Reproduce the listing word for word, leaving every picture behind.

* Begin *

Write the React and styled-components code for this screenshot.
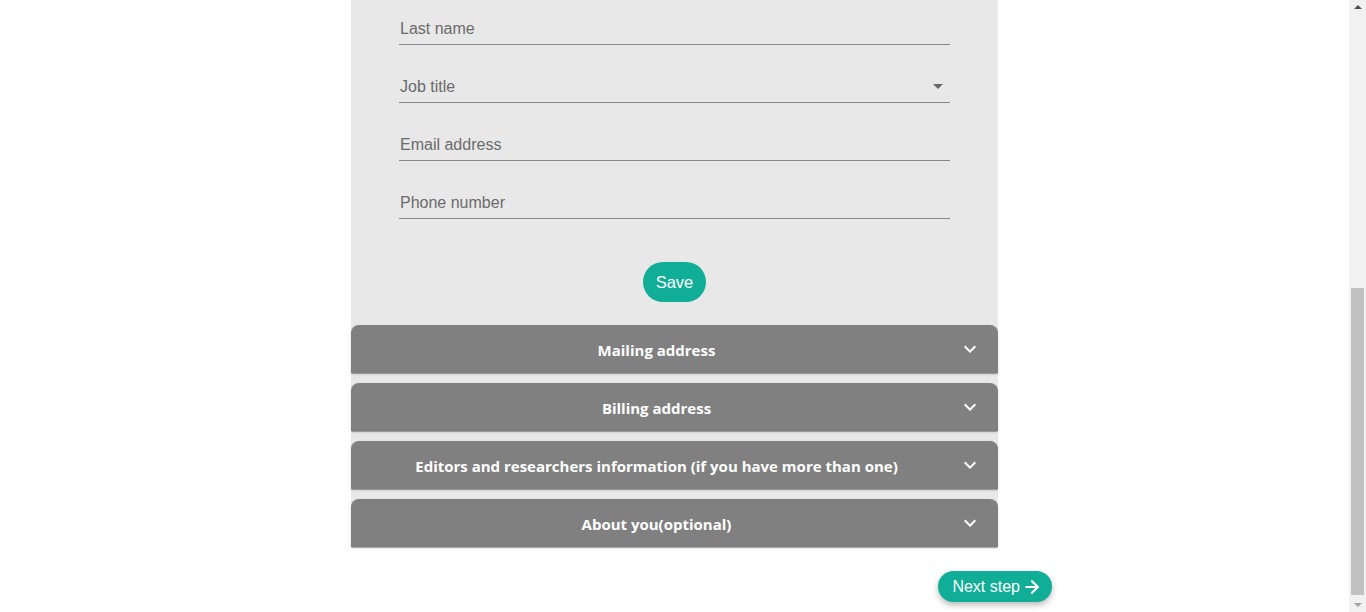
import React from 'react';
import styled, { createGlobalStyle } from 'styled-components';
import { ArrowRight } from 'lucide-react';

const GlobalStyle = createGlobalStyle`
	html, body {
		margin: 0;
		padding: 0;
		overflow: hidden;
		background: #ffffff;
	}
	* {
		box-sizing: border-box;
	}
`;

const fields = [
	{ label: 'Last name' },
	{ label: 'Job title', select: true },
	{ label: 'Email address' },
	{ label: 'Phone number' },
];

const sections = [
	'Mailing address',
	'Billing address',
	'Editors and researchers information (if you have more than one)',
	'About you(optional)',
];

function DropArrow() {
	return (
		<svg className="drop" width="10" height="5" viewBox="7 10 10 5">
			<path d="M7 10l5 5 5-5z" fill="#666666" />
		</svg>
	);
}

function ExpandMore() {
	return (
		<svg width="24" height="24" viewBox="0 0 24 24">
			<path d="M16.59 8.59L12 13.17 7.41 8.59 6 10l6 6 6-6z" fill="#ffffff" />
		</svg>
	);
}

function App() {
	return (
		<Screen>
			<GlobalStyle />
			<Page>
				<Column>
					<Panel>
						<FormBody>
							{fields.map((f) => (
								<Field key={f.label}>
									<span className="label">{f.label}</span>
									{f.select && <DropArrow />}
								</Field>
							))}
							<SaveRow>
								<SaveButton>Save</SaveButton>
							</SaveRow>
						</FormBody>
						<Sections>
							{sections.map((s) => (
								<SectionHeader key={s}>
									<span className="title">{s}</span>
									<IconSlot>
										<ExpandMore />
									</IconSlot>
								</SectionHeader>
							))}
						</Sections>
					</Panel>
					<Footer>
						<NextButton>
							Next step
							<ArrowRight size={20} strokeWidth={2.6} />
						</NextButton>
					</Footer>
				</Column>
			</Page>
			<Scrollbar>
				<ScrollArrow $up />
				<Track>
					<Thumb />
				</Track>
				<ScrollArrow />
			</Scrollbar>
		</Screen>
	);
}

export default App;

const Screen = styled.div`
	display: flex;
	width: 100vw;
	height: 100vh;
	overflow: hidden;
`;

const Page = styled.main`
	flex: 1;
	display: flex;
	justify-content: center;
`;

const Column = styled.div`
	width: 647px;
	display: flex;
	flex-direction: column;
`;

const Panel = styled.section`
	background-color: #e8e8e8;
	display: flex;
	flex-direction: column;
`;

const FormBody = styled.div`
	padding: 15px 48px 23px;
	display: flex;
	flex-direction: column;
	gap: 28px;
`;

const Field = styled.div`
	display: flex;
	align-items: flex-start;
	padding: 4px 0 6px;
	border-bottom: 1px solid #888888;
	font-family: 'Liberation Sans', Arial, sans-serif;
	font-size: 16px;
	line-height: 19px;
	color: #6b6b6b;

	.label {
		flex: 1;
		padding-left: 1px;
	}

	.drop {
		margin: 7px 7px 0 0;
	}
`;

const SaveRow = styled.div`
	display: flex;
	justify-content: center;
	margin-top: 15px;
`;

const SaveButton = styled.button`
	height: 40px;
	padding: 0 13px;
	border: none;
	border-radius: 20px;
	background-color: #10ae96;
	color: #ffffff;
	font-family: 'Liberation Sans', Arial, sans-serif;
	font-size: 16.5px;
	cursor: pointer;
`;

const Sections = styled.div`
	display: flex;
	flex-direction: column;
	gap: 10px;
`;

const SectionHeader = styled.div`
	height: 48px;
	display: flex;
	align-items: center;
	padding: 0 16px;
	background-color: #808080;
	border-radius: 8px 8px 0 0;
	box-shadow: 0 2px 1px -1px rgb(0 0 0 / 20%), 0 1px 1px 0 rgb(0 0 0 / 14%),
		0 1px 3px 0 rgb(0 0 0 / 12%);
	color: #ffffff;

	.title {
		flex: 1;
		padding-top: 2px;
		text-align: center;
		font-family: 'Open Sans', sans-serif;
		font-weight: 700;
		font-size: 15px;
	}
`;

const IconSlot = styled.div`
	display: flex;
	padding: 12px;
	margin-right: -12px;
`;

const Footer = styled.div`
	display: flex;
	justify-content: flex-end;
	margin-right: -54px;
	margin-top: 24px;
`;

const NextButton = styled.button`
	height: 31px;
	display: flex;
	align-items: center;
	gap: 2px;
	padding: 0 10px 0 14px;
	border: none;
	border-radius: 16px;
	background-color: #10ae96;
	color: #ffffff;
	font-family: 'Liberation Sans', Arial, sans-serif;
	font-size: 16px;
	box-shadow: 0 3px 6px rgb(0 0 0 / 28%);
	cursor: pointer;
`;

const Scrollbar = styled.div`
	width: 17px;
	background-color: #f1f1f1;
	display: flex;
	flex-direction: column;
`;

const ScrollArrow = styled.div`
	height: 17px;
	display: flex;
	align-items: center;
	justify-content: center;

	&::before {
		content: '';
		border-left: 4px solid transparent;
		border-right: 4px solid transparent;
		${(p) =>
			p.$up
				? 'border-bottom: 4px solid #505050; margin-bottom: 3px;'
				: 'border-top: 4px solid #a3a3a3; margin-top: 2px;'}
	}
`;

const Track = styled.div`
	flex: 1;
	display: flex;
	flex-direction: column;
	justify-content: flex-end;
	padding: 0 2px;
`;

const Thumb = styled.div`
	height: 307px;
	background-color: #c1c1c1;
`;
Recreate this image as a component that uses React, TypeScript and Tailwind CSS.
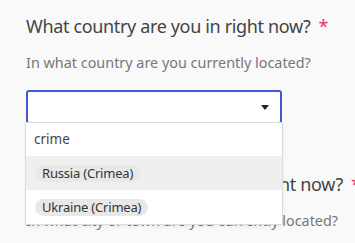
import React from 'react';

function Question({ title, hint }: { title: string; hint: string }) {
  return (
    <div>
      <h2 className="whitespace-nowrap text-[18px] leading-[24px] text-[#444] tracking-[-0.35px]">
        {title}
        <span className="ml-[8px] text-[#e8336d]">*</span>
      </h2>
      <p className="mt-[15px] whitespace-nowrap text-[14.4px] leading-[20px] text-[#777]">{hint}</p>
    </div>
  );
}

export default function App() {
  const options = ['Russia (Crimea)', 'Ukraine (Crimea)'];

  return (
    <div
      className="w-[355px] h-[243px] overflow-hidden bg-[#f9f9f9] pl-[26px] pt-[14px]"
      style={{ fontFamily: '"Noto Sans", "Open Sans", sans-serif' }}
    >
      <Question title="What country are you in right now?" hint="In what country are you currently located?" />

      {/* Select + open dropdown */}
      <div className="relative mt-[17px] w-[256px]">
        <div className="flex h-[34px] items-center justify-end rounded-[3px] border-2 border-[#4458d6] bg-white pr-[11px]">
          <span className="block h-0 w-0 border-x-[4px] border-t-[5px] border-x-transparent border-t-[#222]" />
        </div>
        <div className="absolute left-[-1px] right-[-1px] top-[32px] z-10 border border-[#dcdcdc] bg-white shadow-[0_2px_4px_rgba(0,0,0,0.06)]">
          <div className="flex h-[33px] items-center px-[8px] text-[13.5px] text-[#444]">crime</div>
          {options.map((o, i) => (
            <div
              key={o}
              className={`flex h-[34px] items-center px-[9px] ${i === 0 ? 'bg-[#efefef]' : 'bg-white'}`}
            >
              <span className="rounded-full bg-[#e8e8e8] px-[7px] text-[13px] leading-[17px] tracking-[-0.2px] text-[#333]">
                {o}
              </span>
            </div>
          ))}
        </div>
      </div>

      <div className="mt-[48px]">
        <Question title="What city or town are you in right now?" hint="In what city or town are you currently located?" />
      </div>
    </div>
  );
}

* End *

Correct answer:
Write the React and styled-components code for this screenshot.
import React from 'react';
import styled, { createGlobalStyle } from 'styled-components';
import { ArrowRight } from 'lucide-react';

const GlobalStyle = createGlobalStyle`
	html, body {
		margin: 0;
		padding: 0;
		overflow: hidden;
		background: #ffffff;
	}
	* {
		box-sizing: border-box;
	}
`;

const fields = [
	{ label: 'Last name' },
	{ label: 'Job title', select: true },
	{ label: 'Email address' },
	{ label: 'Phone number' },
];

const sections = [
	'Mailing address',
	'Billing address',
	'Editors and researchers information (if you have more than one)',
	'About you(optional)',
];

function DropArrow() {
	return (
		<svg className="drop" width="10" height="5" viewBox="7 10 10 5">
			<path d="M7 10l5 5 5-5z" fill="#666666" />
		</svg>
	);
}

function ExpandMore() {
	return (
		<svg width="24" height="24" viewBox="0 0 24 24">
			<path d="M16.59 8.59L12 13.17 7.41 8.59 6 10l6 6 6-6z" fill="#ffffff" />
		</svg>
	);
}

function App() {
	return (
		<Screen>
			<GlobalStyle />
			<Page>
				<Column>
					<Panel>
						<FormBody>
							{fields.map((f) => (
								<Field key={f.label}>
									<span className="label">{f.label}</span>
									{f.select && <DropArrow />}
								</Field>
							))}
							<SaveRow>
								<SaveButton>Save</SaveButton>
							</SaveRow>
						</FormBody>
						<Sections>
							{sections.map((s) => (
								<SectionHeader key={s}>
									<span className="title">{s}</span>
									<IconSlot>
										<ExpandMore />
									</IconSlot>
								</SectionHeader>
							))}
						</Sections>
					</Panel>
					<Footer>
						<NextButton>
							Next step
							<ArrowRight size={20} strokeWidth={2.6} />
						</NextButton>
					</Footer>
				</Column>
			</Page>
			<Scrollbar>
				<ScrollArrow $up />
				<Track>
					<Thumb />
				</Track>
				<ScrollArrow />
			</Scrollbar>
		</Screen>
	);
}

export default App;

const Screen = styled.div`
	display: flex;
	width: 100vw;
	height: 100vh;
	overflow: hidden;
`;

const Page = styled.main`
	flex: 1;
	display: flex;
	justify-content: center;
`;

const Column = styled.div`
	width: 647px;
	display: flex;
	flex-direction: column;
`;

const Panel = styled.section`
	background-color: #e8e8e8;
	display: flex;
	flex-direction: column;
`;

const FormBody = styled.div`
	padding: 15px 48px 23px;
	display: flex;
	flex-direction: column;
	gap: 28px;
`;

const Field = styled.div`
	display: flex;
	align-items: flex-start;
	padding: 4px 0 6px;
	border-bottom: 1px solid #888888;
	font-family: 'Liberation Sans', Arial, sans-serif;
	font-size: 16px;
	line-height: 19px;
	color: #6b6b6b;

	.label {
		flex: 1;
		padding-left: 1px;
	}

	.drop {
		margin: 7px 7px 0 0;
	}
`;

const SaveRow = styled.div`
	display: flex;
	justify-content: center;
	margin-top: 15px;
`;

const SaveButton = styled.button`
	height: 40px;
	padding: 0 13px;
	border: none;
	border-radius: 20px;
	background-color: #10ae96;
	color: #ffffff;
	font-family: 'Liberation Sans', Arial, sans-serif;
	font-size: 16.5px;
	cursor: pointer;
`;

const Sections = styled.div`
	display: flex;
	flex-direction: column;
	gap: 10px;
`;

const SectionHeader = styled.div`
	height: 48px;
	display: flex;
	align-items: center;
	padding: 0 16px;
	background-color: #808080;
	border-radius: 8px 8px 0 0;
	box-shadow: 0 2px 1px -1px rgb(0 0 0 / 20%), 0 1px 1px 0 rgb(0 0 0 / 14%),
		0 1px 3px 0 rgb(0 0 0 / 12%);
	color: #ffffff;

	.title {
		flex: 1;
		padding-top: 2px;
		text-align: center;
		font-family: 'Open Sans', sans-serif;
		font-weight: 700;
		font-size: 15px;
	}
`;

const IconSlot = styled.div`
	display: flex;
	padding: 12px;
	margin-right: -12px;
`;

const Footer = styled.div`
	display: flex;
	justify-content: flex-end;
	margin-right: -54px;
	margin-top: 24px;
`;

const NextButton = styled.button`
	height: 31px;
	display: flex;
	align-items: center;
	gap: 2px;
	padding: 0 10px 0 14px;
	border: none;
	border-radius: 16px;
	background-color: #10ae96;
	color: #ffffff;
	font-family: 'Liberation Sans', Arial, sans-serif;
	font-size: 16px;
	box-shadow: 0 3px 6px rgb(0 0 0 / 28%);
	cursor: pointer;
`;

const Scrollbar = styled.div`
	width: 17px;
	background-color: #f1f1f1;
	display: flex;
	flex-direction: column;
`;

const ScrollArrow = styled.div`
	height: 17px;
	display: flex;
	align-items: center;
	justify-content: center;

	&::before {
		content: '';
		border-left: 4px solid transparent;
		border-right: 4px solid transparent;
		${(p) =>
			p.$up
				? 'border-bottom: 4px solid #505050; margin-bottom: 3px;'
				: 'border-top: 4px solid #a3a3a3; margin-top: 2px;'}
	}
`;

const Track = styled.div`
	flex: 1;
	display: flex;
	flex-direction: column;
	justify-content: flex-end;
	padding: 0 2px;
`;

const Thumb = styled.div`
	height: 307px;
	background-color: #c1c1c1;
`;
Recreate this image as a component that uses React, TypeScript and Tailwind CSS.
import React from 'react';

function Question({ title, hint }: { title: string; hint: string }) {
  return (
    <div>
      <h2 className="whitespace-nowrap text-[18px] leading-[24px] text-[#444] tracking-[-0.35px]">
        {title}
        <span className="ml-[8px] text-[#e8336d]">*</span>
      </h2>
      <p className="mt-[15px] whitespace-nowrap text-[14.4px] leading-[20px] text-[#777]">{hint}</p>
    </div>
  );
}

export default function App() {
  const options = ['Russia (Crimea)', 'Ukraine (Crimea)'];

  return (
    <div
      className="w-[355px] h-[243px] overflow-hidden bg-[#f9f9f9] pl-[26px] pt-[14px]"
      style={{ fontFamily: '"Noto Sans", "Open Sans", sans-serif' }}
    >
      <Question title="What country are you in right now?" hint="In what country are you currently located?" />

      {/* Select + open dropdown */}
      <div className="relative mt-[17px] w-[256px]">
        <div className="flex h-[34px] items-center justify-end rounded-[3px] border-2 border-[#4458d6] bg-white pr-[11px]">
          <span className="block h-0 w-0 border-x-[4px] border-t-[5px] border-x-transparent border-t-[#222]" />
        </div>
        <div className="absolute left-[-1px] right-[-1px] top-[32px] z-10 border border-[#dcdcdc] bg-white shadow-[0_2px_4px_rgba(0,0,0,0.06)]">
          <div className="flex h-[33px] items-center px-[8px] text-[13.5px] text-[#444]">crime</div>
          {options.map((o, i) => (
            <div
              key={o}
              className={`flex h-[34px] items-center px-[9px] ${i === 0 ? 'bg-[#efefef]' : 'bg-white'}`}
            >
              <span className="rounded-full bg-[#e8e8e8] px-[7px] text-[13px] leading-[17px] tracking-[-0.2px] text-[#333]">
                {o}
              </span>
            </div>
          ))}
        </div>
      </div>

      <div className="mt-[48px]">
        <Question title="What city or town are you in right now?" hint="In what city or town are you currently located?" />
      </div>
    </div>
  );
}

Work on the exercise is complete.